“Oh, Langport, it’s a very nice place. It’s full of lovely shops.”
My colleague’s comment was perfectly accurate, my home town is a very nice place and it is full of lovely shops, but it was not always thus.
In the early-Twentieth Century, Langport was a bustling little market town. It had its own rural district council replete with its own council offices. It had two railway stations, its own newspaper, it own gas works, and a range of shops catering to every need. However, it went into a long-term decline. The newspaper closed before the Second World War; the railway stations disappeared with the Beeching cuts (in the case of Langport East, an entirely illogical decision that owed more to prejudice than reason). One by one, the shops disappeared. People had cars; people could drive to Yeovil or Taunton or Bridgwater; people took their custom elsewhere. In 1974, Langport Rural District Council, which served a population of 59,000 people, was abolished, its area being absorbed into a much bigger local authority based in Yeovil. In the 1970s, a new close of shops was built along with a new town car park, but there was nothing to suggest that this was not a town past its best. One writer commenting on Langport suggested it was a town that had succumbed to a “humdrum retirement”.

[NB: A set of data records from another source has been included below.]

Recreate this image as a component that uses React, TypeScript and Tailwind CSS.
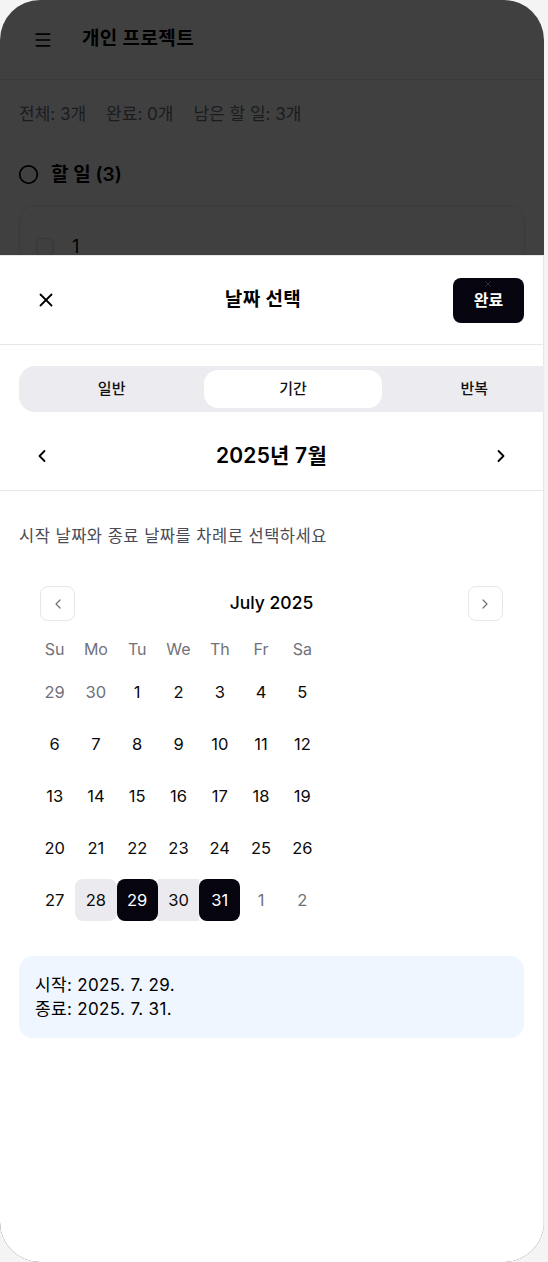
import { ChevronLeft, ChevronRight, Circle, Menu, X } from 'lucide-react';

const FONT = { fontFamily: 'Inter, "Noto Sans CJK KR", sans-serif' };

const WEEKDAYS = ['Su', 'Mo', 'Tu', 'We', 'Th', 'Fr', 'Sa'];

type Day = { n: number; outside?: boolean };

const WEEKS: Day[][] = [
  [{ n: 29, outside: true }, { n: 30, outside: true }, { n: 1 }, { n: 2 }, { n: 3 }, { n: 4 }, { n: 5 }],
  [6, 7, 8, 9, 10, 11, 12].map((n) => ({ n })),
  [13, 14, 15, 16, 17, 18, 19].map((n) => ({ n })),
  [20, 21, 22, 23, 24, 25, 26].map((n) => ({ n })),
  [{ n: 27 }, { n: 28 }, { n: 29 }, { n: 30 }, { n: 31 }, { n: 1, outside: true }, { n: 2, outside: true }],
];

function dayClass(d: Day, row: number) {
  const last = row === 4 && !d.outside;
  if (last && (d.n === 29 || d.n === 31)) return 'rounded-lg bg-[#05040f] text-white';
  if (last && d.n === 30) return 'bg-[#ebebef] text-[#0a0a0a]';
  if (last && d.n === 28) return 'rounded-lg bg-[#ebebef] text-[#0a0a0a]';
  if (d.outside) return 'text-[#71717a]';
  return 'text-[#0a0a0a]';
}

// 뒤에 깔린 프로젝트 화면 (어둡게 덮임)
function BackgroundPage() {
  return (
    <div className="flex flex-col">
      <header className="flex h-[80px] items-center gap-[29px] border-b border-gray-200 pl-[33px]">
        <Menu size={20} strokeWidth={2} className="text-black" />
        <h1 className="text-[19px] font-bold tracking-[0.02em] text-black">개인 프로젝트</h1>
      </header>
      <div className="flex gap-5 px-[19px] pt-[22px] text-[17px] text-gray-500">
        <span>전체: 3개</span>
        <span>완료: 0개</span>
        <span>남은 할 일: 3개</span>
      </div>
      <div className="mt-[33px] flex items-center gap-[12px] px-[18px] text-[19px] font-semibold text-black">
        <Circle size={21} strokeWidth={2} />
        <span>할 일 (3)</span>
      </div>
      <div className="mx-[19px] mt-[16px] h-[120px] rounded-2xl border border-gray-200 px-[16px] pt-[27px]">
        <div className="flex items-center gap-[18px]">
          <span className="h-[18px] w-[18px] rounded-[5px] border border-gray-300 bg-gray-50" />
          <span className="text-[18px] text-black">1</span>
        </div>
      </div>
    </div>
  );
}

function DateSheet() {
  return (
    <div className="absolute inset-x-0 bottom-0 top-[255px] border-t border-r border-gray-200 bg-white">
      {/* 헤더 */}
      <div className="relative flex h-[89px] items-center justify-between border-b border-gray-200 px-[19px]">
        <button type="button" className="flex h-10 w-[54px] items-center justify-center text-black" aria-label="닫기">
          <X size={22} strokeWidth={2} />
        </button>
        <h2 className="text-[19px] font-bold tracking-[0.02em] text-black">날짜 선택</h2>
        <button type="button" className="h-[45px] w-[71px] rounded-lg bg-[#05040f] text-[16px] font-semibold text-white">
          완료
        </button>
        <X size={10} strokeWidth={2} className="absolute right-[50px] top-[23px] text-white/20" />
      </div>

      {/* 탭 */}
      <div className="ml-[19px] mt-[21px] grid w-[548px] grid-cols-3 gap-1 rounded-2xl bg-[#ebebf0] p-1">
        <button type="button" className="h-[38px] rounded-[14px] text-[15px] font-medium text-[#111]">일반</button>
        <button type="button" className="h-[38px] rounded-[14px] bg-white text-[15px] font-medium text-[#111]">기간</button>
        <button type="button" className="h-[38px] rounded-[14px] text-[15px] font-medium text-[#111]">반복</button>
      </div>

      {/* 월 이동 */}
      <div className="mt-[9px] flex h-[70px] items-center justify-between border-b border-gray-200 px-[19px]">
        <button type="button" className="flex w-[46px] items-center justify-center text-black" aria-label="이전 달">
          <ChevronLeft size={20} strokeWidth={2.2} />
        </button>
        <span className="text-[21px] font-semibold tracking-[0.01em] text-black">2025년 7월</span>
        <button type="button" className="flex w-[46px] items-center justify-center text-black" aria-label="다음 달">
          <ChevronRight size={20} strokeWidth={2.2} />
        </button>
      </div>

      <p className="px-[19px] pt-[33px] text-[16.5px] leading-6 tracking-[0.03em] text-[#4b4b55]">
        시작 날짜와 종료 날짜를 차례로 선택하세요
      </p>

      {/* 달력 */}
      <div className="mx-[19px] mt-[38px] px-[15px]">
        <div className="flex h-[35px] items-center justify-between px-[6px]">
          <button type="button" className="flex h-[35px] w-[35px] items-center justify-center rounded-lg border border-gray-200 text-[#71717a]">
            <ChevronLeft size={16} strokeWidth={1.8} />
          </button>
          <span className="text-[17.5px] font-medium text-black">July 2025</span>
          <button type="button" className="flex h-[35px] w-[35px] items-center justify-center rounded-lg border border-gray-200 text-[#71717a]">
            <ChevronRight size={16} strokeWidth={1.8} />
          </button>
        </div>
        <div className="mt-[16px] grid w-[289px] grid-cols-7">
          {WEEKDAYS.map((w) => (
            <span key={w} className="flex h-6 items-center justify-center text-[16px] text-[#71717a]">{w}</span>
          ))}
        </div>
        <div className="mt-[10px] flex w-[289px] flex-col gap-[10px]">
          {WEEKS.map((week, r) => (
            <div key={r} className="grid grid-cols-7">
              {week.map((d, i) => (
                <span key={i} className={`flex h-[42px] items-center justify-center text-[16.5px] ${dayClass(d, r)}`}>
                  {d.n}
                </span>
              ))}
            </div>
          ))}
        </div>
      </div>

      {/* 선택 결과 */}
      <div className="mx-[19px] mt-[35px] rounded-[14px] bg-[#eff6ff] px-4 py-[17px] text-[17px] leading-6 tracking-[0.02em] text-black">
        <p>시작: 2025. 7. 29.</p>
        <p>종료: 2025. 7. 31.</p>
      </div>
    </div>
  );
}

export default function App() {
  return (
    <div className="min-h-screen bg-[#f4f4f4]" style={FONT}>
      <div className="relative h-[1262px] w-[544px] overflow-hidden rounded-[40px] bg-white">
        <BackgroundPage />
        <div className="absolute inset-0 bg-black/75" />
        <DateSheet />
      </div>
    </div>
  );
}
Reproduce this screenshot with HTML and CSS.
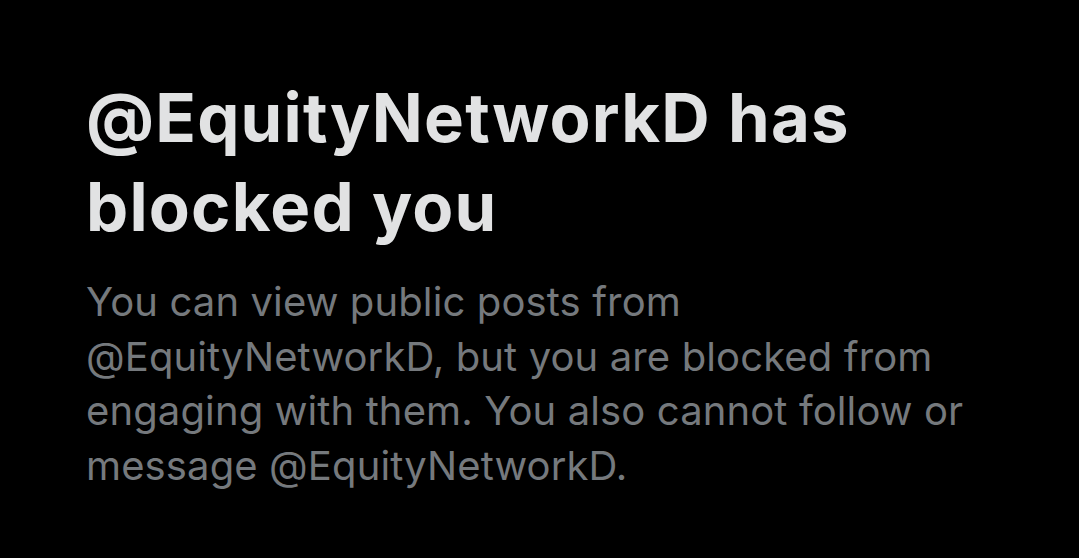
FILE: index.html
```html
<!DOCTYPE html>
<html lang="en">
<head>
  <meta charset="UTF-8">
  <meta name="viewport" content="width=device-width, initial-scale=1.0">
  <title>Blocked</title>
  <link rel="stylesheet" href="styles.css">
</head>
<body>
  <div id="blocked-container">
    <h1 class="blocked-title">@EquityNetworkD has blocked you</h1>
    <p class="blocked-text">You can view public posts from @EquityNetworkD, but you are blocked from engaging with them. You also cannot follow or message @EquityNetworkD.</p>
  </div>
</body>
</html>
```
FILE: styles.css
```css
body {
  margin: 0;
  background: #000;
  font-family: Inter, "Liberation Sans", sans-serif;
}

#blocked-container {
  padding: 73px 86px 0;
}

.blocked-title {
  margin: 0 0 24px;
  font-size: 67px;
  font-weight: 700;
  line-height: 89px;
  letter-spacing: 1.2px;
  color: #e1e2e3;
}

.blocked-text {
  margin: 0;
  font-size: 40px;
  line-height: 54.5px;
  letter-spacing: 0.12px;
  color: #75797d;
}
```
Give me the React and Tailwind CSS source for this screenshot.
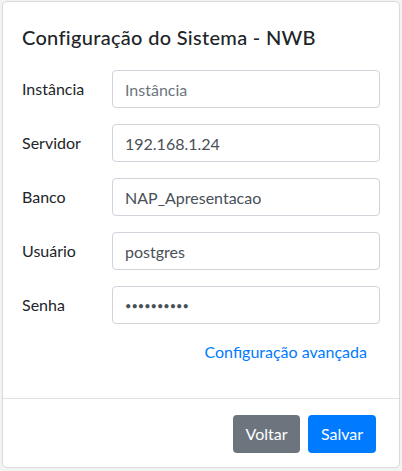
import { useState } from 'react';

const fields = [
  { id: 'instancia', label: 'Instância', value: '', placeholder: 'Instância' },
  { id: 'servidor', label: 'Servidor', value: '192.168.1.24' },
  { id: 'banco', label: 'Banco', value: 'NAP_Apresentacao' },
  { id: 'usuario', label: 'Usuário', value: 'postgres' },
  { id: 'senha', label: 'Senha', value: 'nwb1234567', type: 'password' },
];

export default function App() {
  const [values, setValues] = useState(
    Object.fromEntries(fields.map(f => [f.id, f.value]))
  );

  return (
    <div className="min-h-screen bg-[#f3f3f3] pl-[2px] pt-[1px] font-['Segoe_UI',Lato,sans-serif] leading-[1.5] text-[#212529]">
      <div className="w-[398px] h-[467px] bg-white border border-[#dadada] rounded-[5px] flex flex-col">
        <div className="px-[19px] pt-5 pb-[18px]">
          <h5 className="text-[20px] font-medium leading-[1.5] tracking-[0.3px]">Configuração do Sistema - NWB</h5>
        </div>

        <form className="px-[19px] flex-1 flex flex-col gap-4" onSubmit={e => e.preventDefault()}>
          {fields.map(f => (
            <div key={f.id} className="flex items-center">
              <label htmlFor={f.id} className="w-[90px] shrink-0 text-base">
                {f.label}
              </label>
              <input
                id={f.id}
                type={f.type || 'text'}
                value={values[f.id]}
                placeholder={f.placeholder}
                onChange={e => setValues(v => ({ ...v, [f.id]: e.target.value }))}
                className={`flex-1 h-[38px] px-3 text-[#495057] placeholder:text-[#6c757d] border border-[#ced4da] rounded-[4px] outline-none ${
                  f.type === 'password' ? 'text-[11px]' : 'text-base'
                }`}
              />
            </div>
          ))}
          <div className="flex justify-end pr-[13px]">
            <a href="#" className="text-[#007bff] text-base leading-6">
              Configuração avançada
            </a>
          </div>
        </form>

        <div className="border-t border-[#dee2e6] pt-4 pb-[14px] pr-[23px] flex justify-end gap-2">
          <button className="w-[67px] h-[38px] rounded-[4px] bg-[#6c757d] text-white text-base">
            Voltar
          </button>
          <button className="w-[68px] h-[38px] rounded-[4px] bg-[#007bff] text-white text-base">
            Salvar
          </button>
        </div>
      </div>
    </div>
  );
}
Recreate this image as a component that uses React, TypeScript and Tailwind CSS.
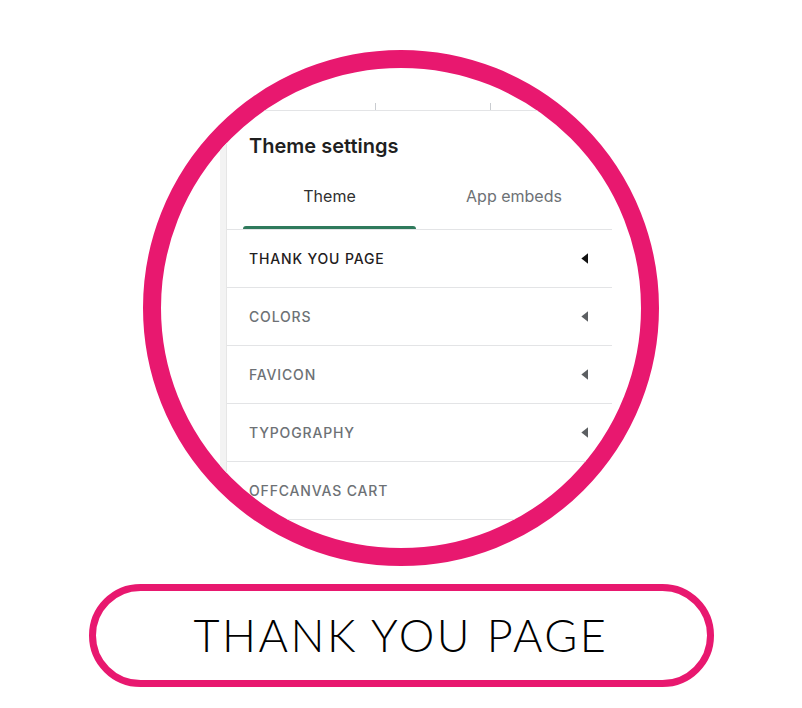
import React from "react";

const rows = [
  { label: "THANK YOU PAGE", active: true },
  { label: "COLORS" },
  { label: "FAVICON" },
  { label: "TYPOGRAPHY" },
  { label: "OFFCANVAS CART" },
];

function Caret({ dark }: { dark?: boolean }) {
  return (
    <svg width="7" height="11" viewBox="0 0 7 11" className="shrink-0">
      <path d="M7 0.3 L0.4 5.5 L7 10.7 Z" fill={dark ? "#111111" : "#5c5f62"} />
    </svg>
  );
}

export default function App() {
  return (
    <div
      className="w-[802px] h-[708px] bg-white flex flex-col items-center"
      style={{ fontFamily: "Inter, 'Noto Sans', sans-serif" }}
    >
      <div className="mt-[50px] w-[516px] h-[516px] shrink-0 rounded-full border-[18px] border-[#e8186f] overflow-hidden bg-white">
        <div className="flex flex-col h-full">
          {/* top toolbar remnant */}
          <div className="h-[43px] shrink-0 ml-[66px] w-[420px] border-b border-[#e3e4e6] flex items-end">
            <div className="w-[148px]" />
            <div className="w-px h-[7px] bg-[#c9ccd0]" />
            <div className="w-[114px]" />
            <div className="w-px h-[7px] bg-[#c9ccd0]" />
          </div>
          <div className="flex flex-1 ml-[59px]">
            <div className="w-[7px] bg-[#f3f3f3] border-r border-[#e6e6e6]" />
            <div className="w-[385px] flex flex-col">
              <div className="pt-[23px] pl-[22px] text-[20px] leading-6 font-semibold text-[#1f1f1f]">
                Theme settings
              </div>
              <div className="flex pl-[16px] border-b border-[#e3e4e6]">
                <div className="w-[173px] h-[71px] flex flex-col items-center">
                  <div className="mt-[26px] text-[16px] leading-6 text-[#303030]">Theme</div>
                  <div className="mt-auto w-full h-[3px] rounded-t-[3px] bg-[#2f7a5c]" />
                </div>
                <div className="w-[196px] h-[71px] flex flex-col items-center">
                  <div className="mt-[26px] text-[16px] leading-6 text-[#6d7175]">App embeds</div>
                </div>
              </div>
              {rows.map((r) => (
                <div
                  key={r.label}
                  className="h-[58px] shrink-0 border-b border-[#e3e4e6] flex items-center justify-between pl-[22px] pr-[24px]"
                >
                  <span
                    className={
                      "text-[14px] font-medium tracking-[0.06em] " +
                      (r.active ? "text-[#1f2021]" : "text-[#6d7175]")
                    }
                  >
                    {r.label}
                  </span>
                  <Caret dark={r.active} />
                </div>
              ))}
            </div>
          </div>
        </div>
      </div>
      <div className="mt-[18px] w-[625px] h-[103px] shrink-0 rounded-full border-[7px] border-[#e8186f] flex items-center justify-center">
        <span
          className="text-[45px] font-light tracking-[0.055em] text-black leading-none"
          style={{ fontFamily: "Lato, sans-serif" }}
        >
          THANK YOU PAGE
        </span>
      </div>
    </div>
  );
}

Today marks the thirtieth anniversary of the Internet as we know it, Google featuring a picture of a big, clunky PC monitor as its graphic for the day. If there was a single factor that has contributed to the transformation of my home town, it must surely be the possibilities created by going online. People can live in our deeply rural community and still be engaged with commerce in every corner of the world. People can have front offices in London, but still work from the tranquility of the Levels. Crafts people can produce fine work in local studios and market it globally. Shops can be in Bow Street or North Street, and have customers in streets very far away from the River Parrett. If there is a vicious circle as a community declines, closures contributing to further closures, then there is a virtuous circle as a place revives: money bringing more money, success creating more success, diverse and attractive shops attracting more diverse and attractive shops. If there is a common factor among the successful enterprises that now fill our town, it is their strong online presence – their websites and their use of social media.
Thirty years ago, it would have been unimaginable that our town would have revived in the way it has. It has been amazing what a mouse can do.